Some 10 million shares were allegedly sold by Gibraltar on behalf of US customers, netting proceeds of more than $11.384 million.

The Bahamian duo were also alleged to have operated as an unlicensed broker by using their website to solicit US clients, facilitating the sale of $100 million worth of securities.

Mr Davis and Gibraltar have denied, and fought, these allegations for more than a year, and have enjoyed some success - a US judge have described the website soliciting case as among the weakest he has seen.

However, the SEC is nothing if not persistent. It noted in its letter to US district Judge Daniels that Gibraltar had confirmed preserving electronic, and hard, copies of documents relating to 1,200 clients and more than 100,000 transactions. And its server contained e-mails dating back to 2009.

“The defendants continue to assert a number of reasons why they are unable to produce documents under the laws of the Bahamas,” the SEC alleged.

“Indeed, as each of the defendants’ excuses has been demonstrated to be entirely incorrect, the defendants have created other equally futile excuses.”

The US regulator is claiming that there are no restrictions in Bahamian law to providing the documents sought,

Tackling Gibraltar’s reasons for non-discovery, the US regulator said claims it was prevented from disclosing client information by the Bahamas’ Banks and Trust Companies Act were irrelevant.

This was because, as a broker/dealer, Gibraltar is regulated by the Securities Industry Act, and the SEC alleged that it subsequently dropped the ‘Banks and Trust Companies Act’ argument.

According to the SEC letter, Gibraltar and Mr Davis also argued that the broker/dealer was now in the control of a liquidator, because it had been placed into voluntary liquidation.

As a result, they argued that it is now the liquidator - believed to be Philip Galanis of HLB Galanis - that controls the documents the SEC wants, not Mr Davis or the Board of Directors.

But, using contacts with the Securities Commission of the Bahamas, an SEC official is alleging that the Bahamian regulator has not approved Gibraltar’s voluntary wind-up.

As a result, the SEC is alleging that the broker/dealer cannot have a liquidator, meaning that responsibility for producing the sought-after documents still rests with Mr Davis and the Board.

“The Gibraltar defendants specifically have taken the position..... that they are unable to produce extensive documents as a result of claimed Bahamian legal confidentiality prohibitions,” the SEC letter alleged.

“The stated basis for defendants’ claim of Bahamian prohibitions has been demonstrated to consist of unfounded excuses without a basis in law. The SEC has attempted in good faith to resolve these issues but has reached an impasse with the defendants after extensive communications.”

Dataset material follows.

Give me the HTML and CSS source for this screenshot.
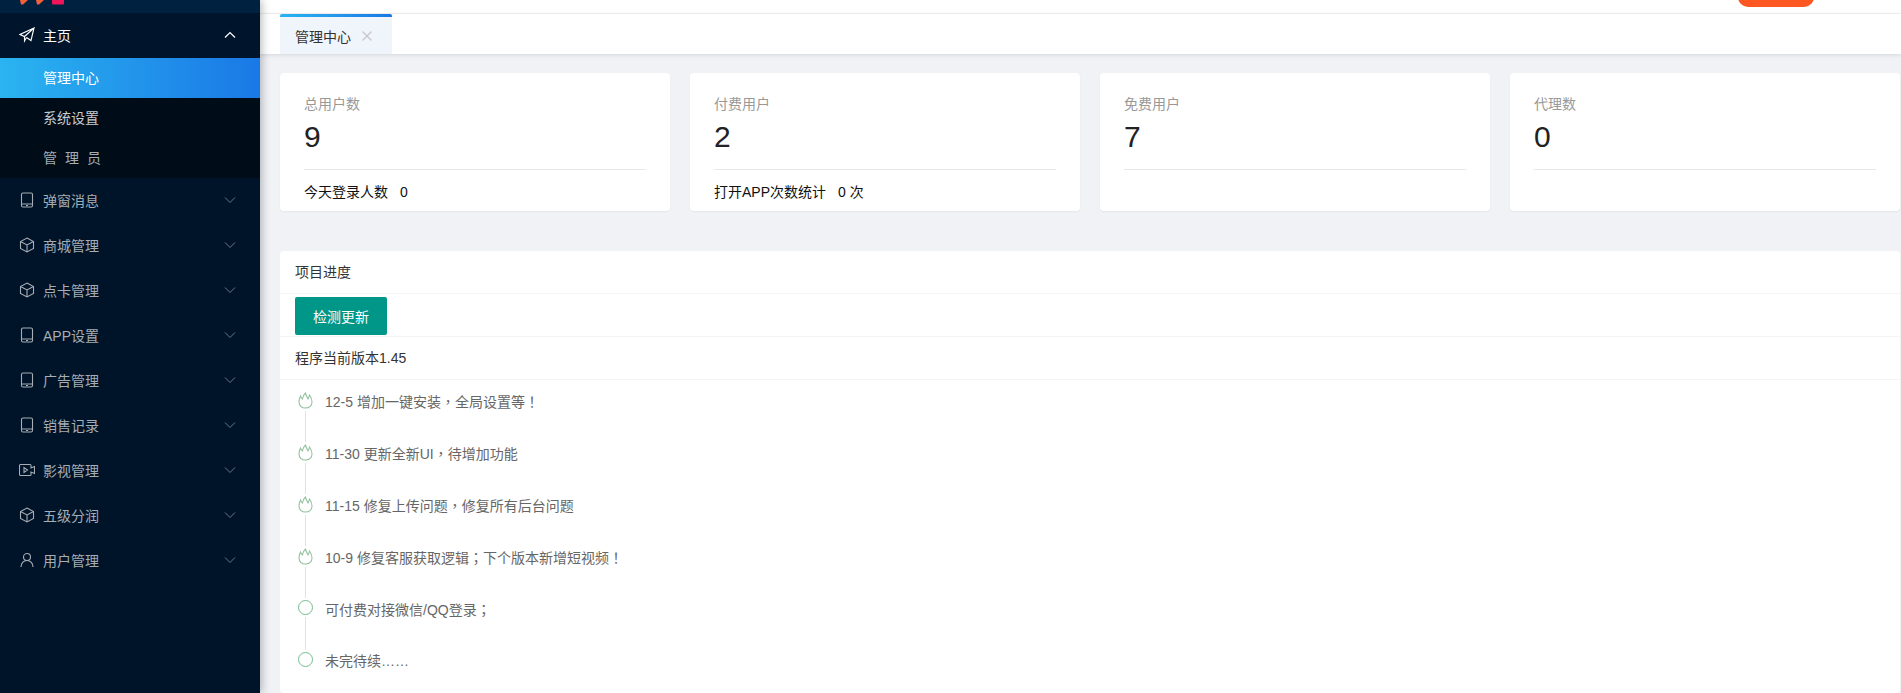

An affidavit sworn by Izabela Reis, an attorney/adviser in the SEC’s international affairs office, said the Securities Commission had still refused to accept the voluntary surrender of Gibraltar’s registration.

The Bahamian broker/dealer had used the ‘surrender’ to explain why it could not produce the information demanded by the SEC, but the latter replied: “This argument is baseless.

“The Gibraltar defendants admit that they possess the documents. Consequently, there is no merit to the claim that they somehow no longer control the documents because they have surrendered their registration...... Gibraltar thus has no ‘surrender of registration’ basis to refuse to produce documents as it has claimed.”

The SEC also shot down the argument that it must seek the documents via the Securities Commission and the Bahamian legal system.

Arguing that Mr Davis and Gibraltar were subject to the New York court’s jurisdiction, it added: “There is no question that discovery under American procedures is more expedited and more efficient than the procedure that the Gibraltar defendants argue must take place.”

Comments

Well_mudda_take_sic 9 years, 5 months ago

The SEC is absolutely correct in its position that this entire matter can only be properly dealt with by regulators in the U.S., and if necessary the Courts in the U.S. Both the regulatory system and judicial system in the Bahamas have for decades now been dysfunctional at best, and duplicitous at worse, in allowing criminal types to make use of the Bahamas to protect themselves while they prey on investors elsewhere in the world. The regulatory apparatus and legal system in the Bahamas lend new meaning to the term "Banana Republic"!